Depresi Dapat Dideteksi dari Air Liur

By , Rabu, 19 Februari 2014 | 15:10 WIB

Satu dari enam orang mengalami gejala depresi pada beberapa titik dalam hidupnya, dan kebanyakan gangguan mental bermula sebelum usia 24 tahun.

Kabar baiknya, ternyata gangguan ini bisa dideteksi sejak masih usia remaja. Sebuah studi baru menunjukkan, tes air liur dapat mendeteksi depresi ringan yang mungkin berkembang menjadi gangguan yang lebih serius kemudian, khususnya pada remaja laki-laki.

Para peneliti mengukur hormon stres kortisol pada remaja laki-laki dan menemukan, mereka yang memiliki kadar korsitol yang tinggi berisiko mengalami depresi klinis 14 kali lebih besar di kemudian hari, dibandingkan dengan mereka yang kadar kortisolnya rendah atau normal. Menurut peneliti, tes tersebut lebih efektif pada remaja laki-laki dibandingkan dengan perempuan.

"Ini dapat menjadi cara baru untuk mendeteksi gangguan mental. Anda tidak perlu terlalu tergantung lagi dengan jawaban pasien, melainkan bisa mengukurnya melalui apa yang berada di dalam tubuh mereka," ujar Jor Herbert dari University of Cambridge, salah seorang peneliti studi.

Herbert dan timnya menganalisis data pada lebih dari 1.800 remaja berusia 12 hingga 19 dan mengukur kadar kortisol dengan tes air liur. Selain itu, peneliti juga mengumpulkan laporan mandiri mengenai gejala depresi yang dialami pasien, serta mendiagnosis gangguan kesehatan mental mereka hingga tiga tahun kemudian.

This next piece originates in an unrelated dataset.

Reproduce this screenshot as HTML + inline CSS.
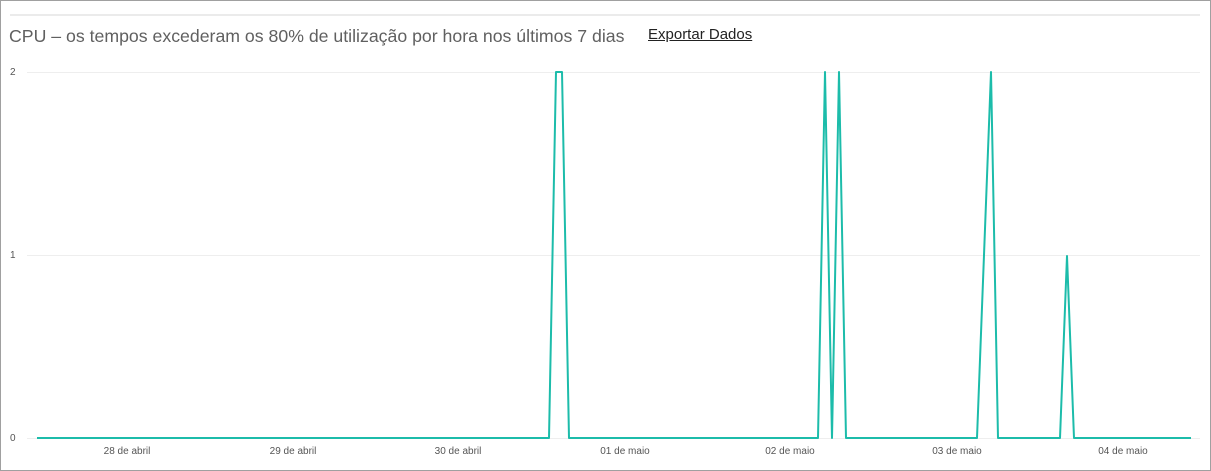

Studi yang dimuat dalam jurnal Proceedings of the National Academies of Science tersebut menemukan, remaja laki-laki dengan kadar kortisol yang tinggi dan gejala depresi ringan 14 kali lebih mungkin untuk mengembangkan gejala tersebut ke tingkat depresi klinis dibandingkan remaja lainnya dengan kadar kortisol yang normal. Sementara itu, pada remaja perempuan dengan kadar kortisol yang sama hanya empat kali lebih mungkin untuk mengembangkan kondisi tersebut.

Para peneliti menganalisis, kortisol mungkin mempengaruhi laki-laki dan perempuan dengan cara berbeda. Carmine Pariante, profesor biologi psikiatri dari Institut Psikiatri di King's College London mengatakan, semua hormon, termasuk hormon seksual mempengaruhi fungsi otak dan perilaku.

"Hormon yang spesifik untuk jenis kelamin, yaitu androgen pada pria dan estrogen dan progesteron pada wanita akan bereaksi berbeda terhadap kortisol sehingga dapat menjelaskan perbedaan risiko bagi remaja laki-laki dan perempuan tersebut," jelas Pariante yang tidak terlibat dalam studi.

Menurutnya, tes air liur menjanjikan untuk mempermudah penentuan kondisi dari kesehatan mental dan mendeteksi risiko pengembangan depresi.

"Ini akan membantu untuk mengidentifikasi risiko pasien sehingga dapat diberi terapi dengan lebih cepat," kata dia.